Rather, it will be a righteousness that finds itself at the feet of Jesus, in full humility, shedding tears.
And it will find itself in deeds of justice.
And, it will find itself in the daily practice of being merciful,
In ways large and small.
Those who yearn for Mercy never say, “Forgive me, and leave me alone.”
Instead, we will always say, “Forgive me, and make me new.”
And being made new is hard work.
It’s the hard work of humility- like David, and the sinful woman.
It’s the hard work of understanding, like the work Jesus did on Simon.
It’s the hard work of devotion and worship-
The sort of works that, in the words to Paul’s letter to the Colossians, “sets our minds on things above.”
But it starts with knowing you need it- which means those who need it the most are the least aware of their need.
That was Simon, and at least once a day, it’s me.
But knowing, I can begin.
I can begin with a prayer, “Lord make me new.”
I can begin with an acknowledgement offered to anyone I’ve hurt.
I can continue by making a daily practice of gratitude- that was what the woman at the dinner party was doing- and then rising form that practice and focusing on “whatever is true, noble, right, pure and lovely” -that was Paul’s practice.
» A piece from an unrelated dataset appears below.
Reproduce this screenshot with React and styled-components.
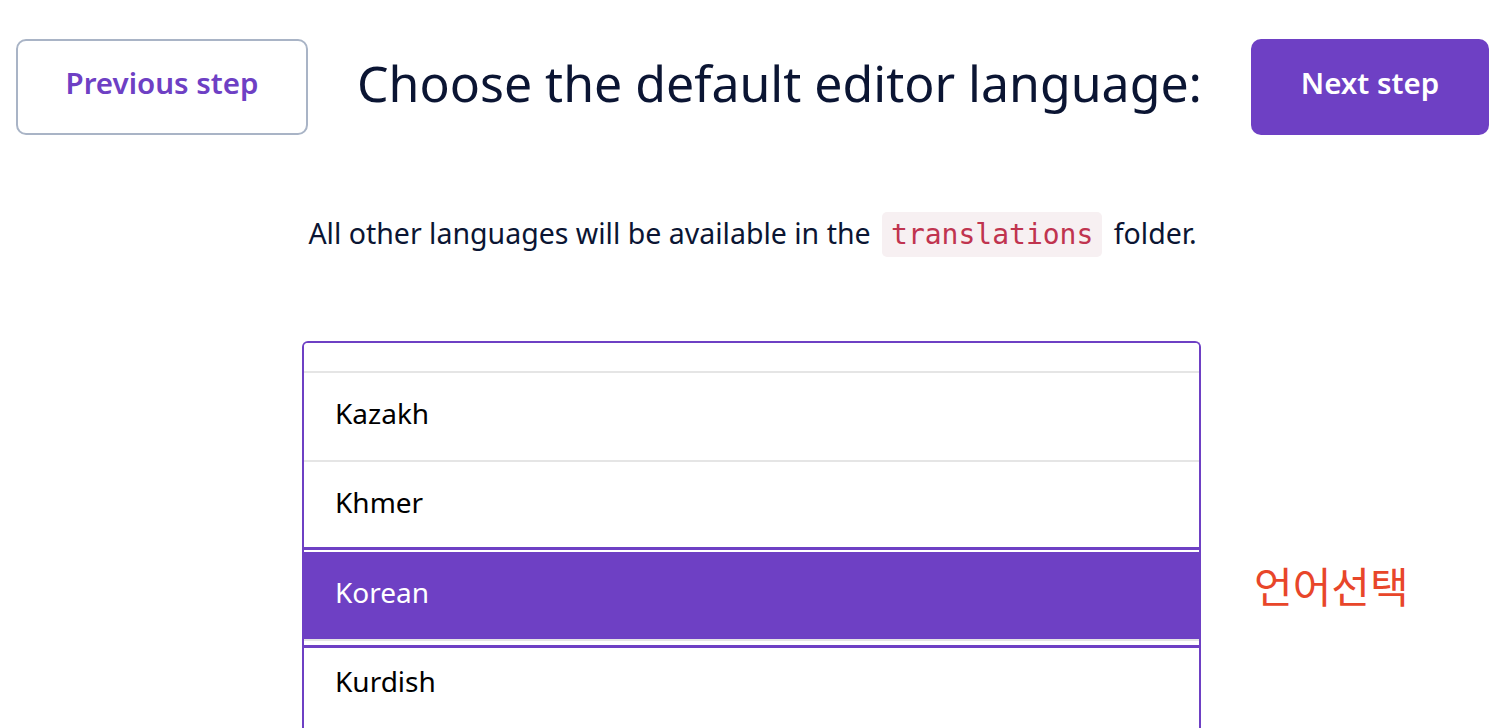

And then I can be merciful to others,
And to myself,
All the while remembering this prayer:
God, grant me the serenity
To stop beating myself
For not doing things perfectly,
The courage to forgive myself
Because I’m working on doing better,
And the wisdom to know
That you already love me
Just the way I am.
It’s the work of a lifetime,
But it’s everything
That makes a lifetime worth living.
Your faith has saved you- Go in peace.
In the name of the Father, Son and Holy Ghost. Amen.